Quand on quitte un endroit, pour toujours croit-on, on se détourne d'un état des choses et des gens en les vouant à leur perte, à leur finitude ou leur disparition, alors qu'ils demeurent en nous, dans une constance et une fidélité d'être solidaire de la nôtre, plus solides et durables que la brume de neige ou de pixels où nous les avons perdus.
J'ai le sentiment d'un doute. Au sujet de cette famille, du temps reculé où a pu se passer mon enfance, de cet endroit peuplé d'ombres convulsives auxquels la cogitation, la pensée, la spéculation ni même le rêve ne me donnent accès, sauf en ces instants subits où, face à la trouée de mon écran, j'entrevois des séquences de temps long qui se succèdent et se raccordent, pleines de grésillements, d'étincelles, de crépitements proches, des poches d'effroi s'ouvrent une à une sur des noirs plus profonds.
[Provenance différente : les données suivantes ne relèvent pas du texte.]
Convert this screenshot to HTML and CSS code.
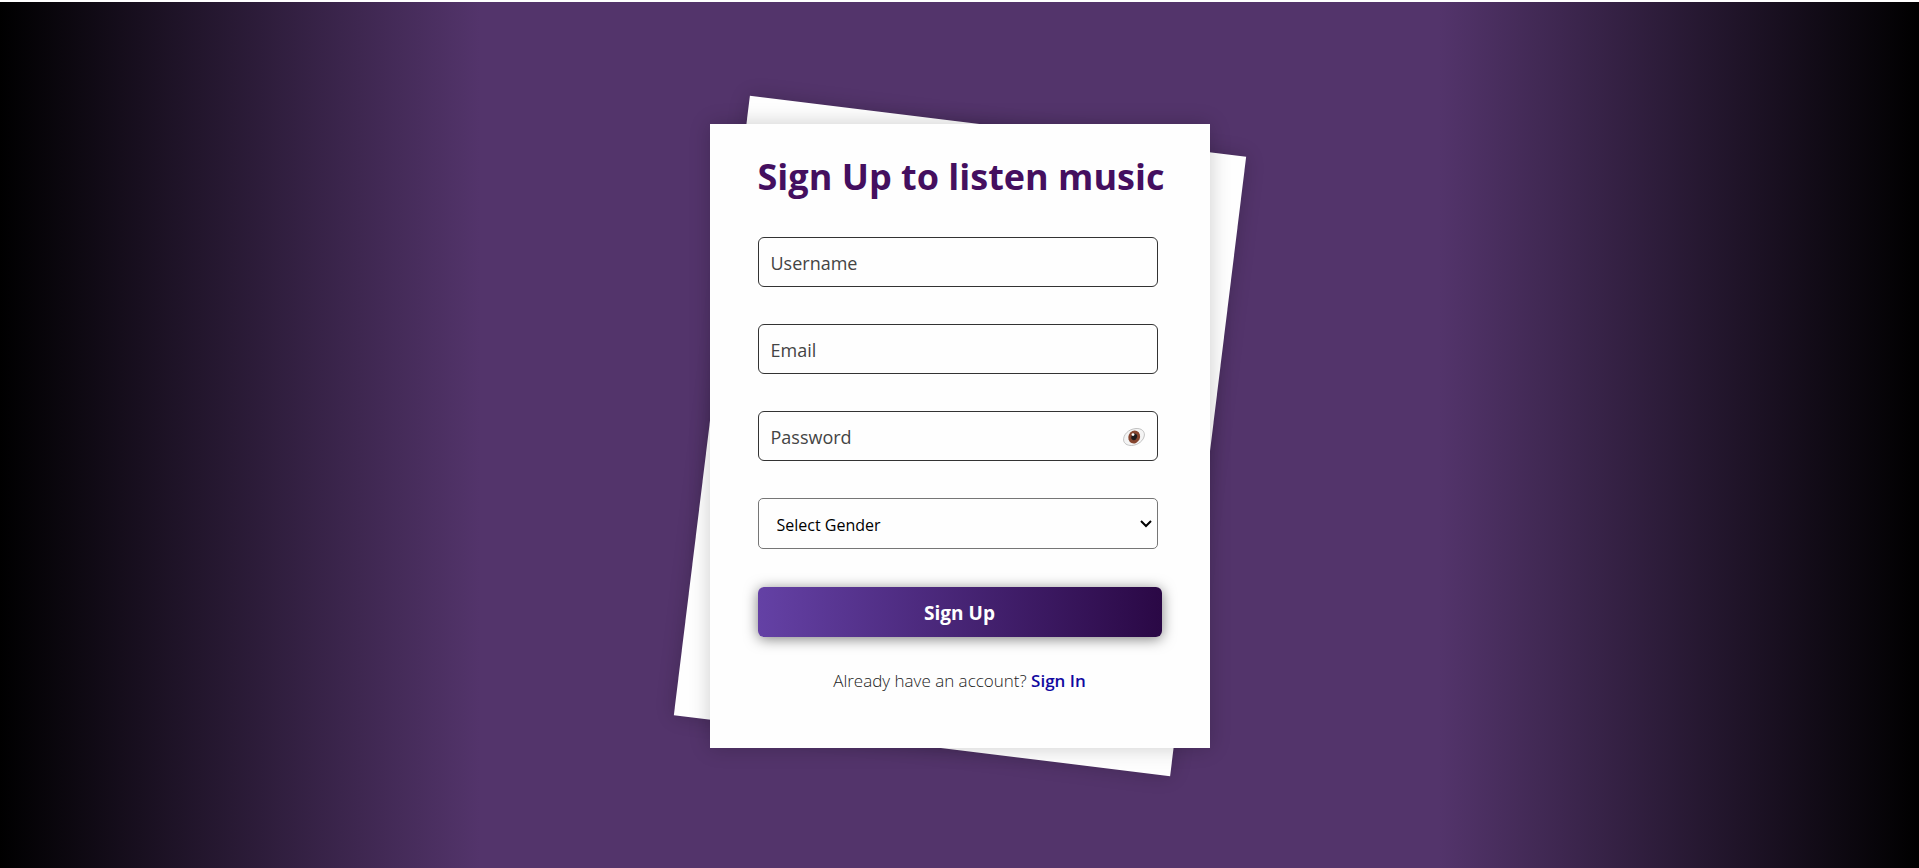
FILE: index.html
```
<!DOCTYPE html>
<html lang="en">
<head>
<meta charset="utf-8">
<meta name="viewport" content="width=device-width, initial-scale=1">
<title>Sign Up</title>
<link rel="stylesheet" href="styles.css">
</head>
<body>
<main class="stage">
  <section class="card">
    <form class="form">
      <h1 class="title">Sign Up to listen music</h1>
      <input class="field" type="text" name="username" placeholder="Username" aria-label="Username">
      <input class="field" type="email" name="email" placeholder="Email" aria-label="Email">
      <div class="password">
        <input class="field" type="password" name="password" placeholder="Password" aria-label="Password">
        <button class="reveal" type="button" aria-label="Show password">
          <svg viewBox="0 0 24 20" width="24" height="20" aria-hidden="true">
            <path d="M1.6 13.2C1.2 8 6 2.200 14 1.500C19.500 1.200 22.600 4.200 22.400 8C22 13.500 16 18.300 9.500 18.500C5 18.500 2 16.500 1.600 13.200Z" fill="#f4f4f4" stroke="#b4b4b4" stroke-width="0.800"/>
            <ellipse cx="12.200" cy="10" rx="5.800" ry="6.600" transform="rotate(24 12.200 10)" fill="#86452f"/>
            <ellipse cx="12.200" cy="9.800" rx="2.800" ry="3.400" transform="rotate(24 12.200 9.800)" fill="#201a1c"/>
            <circle cx="11" cy="7.600" r="1.400" fill="#fff"/>
          </svg>
        </button>
      </div>
      <select class="field select" name="gender" aria-label="Gender">
        <option>Select Gender</option>
        <option>Male</option>
        <option>Female</option>
        <option>Other</option>
      </select>
      <button class="submit" type="submit">Sign Up</button>
      <p class="note">Already have an account? <a class="link" href="#signin">Sign In</a></p>
    </form>
  </section>
</main>
</body>
</html>
```
FILE: styles.css
```
* {
  box-sizing: border-box;
}

body {
  margin: 0;
  border-top: 2px solid #fff;
  font-family: "Segoe UI", "Open Sans", "Noto Sans", sans-serif;
}

.stage {
  display: flex;
  align-items: center;
  justify-content: center;
  min-height: calc(100vh - 2px);
  padding-top: 2px;
  overflow: hidden;
  background: linear-gradient(90deg, #000, #53346b 25%, #53346b 75%, #000);
}

.card {
  position: relative;
  z-index: 0;
  display: flex;
  justify-content: center;
  width: 500px;
  max-width: 100%;
  padding: 24px 48px 53px;
}

/* Tilted sheet and the front face that covers it */
.card::before,
.card::after {
  content: "";
  position: absolute;
  inset: 0;
  z-index: -1;
  background: #fefefe;
  box-shadow: 0 0 20px rgba(0, 0, 0, 0.2);
}

.card::before {
  transform: rotate(7deg);
}

.form {
  display: flex;
  flex-direction: column;
  gap: 37px;
  width: 100%;
}

.title {
  margin: 0 0 -6px;
  color: #440f5f;
  font-size: 36px;
  font-weight: 700;
  line-height: 58px;
  text-align: center;
  white-space: nowrap;
}

.field {
  width: 400px;
  max-width: 100%;
  height: 50px;
  padding: 2px 12px 0;
  border: 1px solid #333;
  border-radius: 6px;
  outline: none;
  background: transparent;
  color: #222;
  font-family: inherit;
  font-size: 18px;
}

.field::placeholder {
  color: #444;
  opacity: 1;
}

.password {
  position: relative;
  display: flex;
  width: 400px;
  max-width: 100%;
}

.reveal {
  position: absolute;
  top: 16px;
  right: 12px;
  display: flex;
  padding: 0;
  border: 0;
  background: none;
  cursor: pointer;
}

.select {
  appearance: none;
  height: 51px;
  padding: 2px 24px 0 18px;
  border-color: #767676;
  border-radius: 5px;
  background: url("data:image/svg+xml,%3Csvg xmlns='http://www.w3.org/2000/svg' width='12' height='8' viewBox='0 0 12 8'%3E%3Cpath d='M1 1l5 5 5-5' fill='none' stroke='%23000' stroke-width='2'/%3E%3C/svg%3E") no-repeat right 5px center;
  color: #000;
  font-size: 16px;
}

.submit {
  height: 50px;
  margin-top: 1px;
  padding: 2px 0 0;
  border: 0;
  border-radius: 6px;
  background: linear-gradient(90deg, #6441a5, #2a0845);
  box-shadow: 0 2px 14px rgba(0, 0, 0, 0.5);
  color: #fff;
  font-family: inherit;
  font-size: 19px;
  font-weight: 700;
  cursor: pointer;
}

.note {
  margin: -7px 0 0;
  color: #222;
  font-size: 17px;
  font-weight: 300;
  line-height: 28px;
  text-align: center;
}

.link {
  color: #1109a0;
  font-weight: 600;
  text-decoration: none;
}
```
A force de trafiquer mon ordinateur, de circuler à tout va dans ses arborescences, ses couloirs occultes, d'y stationner des heures durant, j'ai dû détraquer le programme, l'infecter d'un virus personnel. A force, j'ai dû archiver ces images-là. Elles me sont propres. Elles me reviennent, modélisées par le système expert de ma mémoire lente.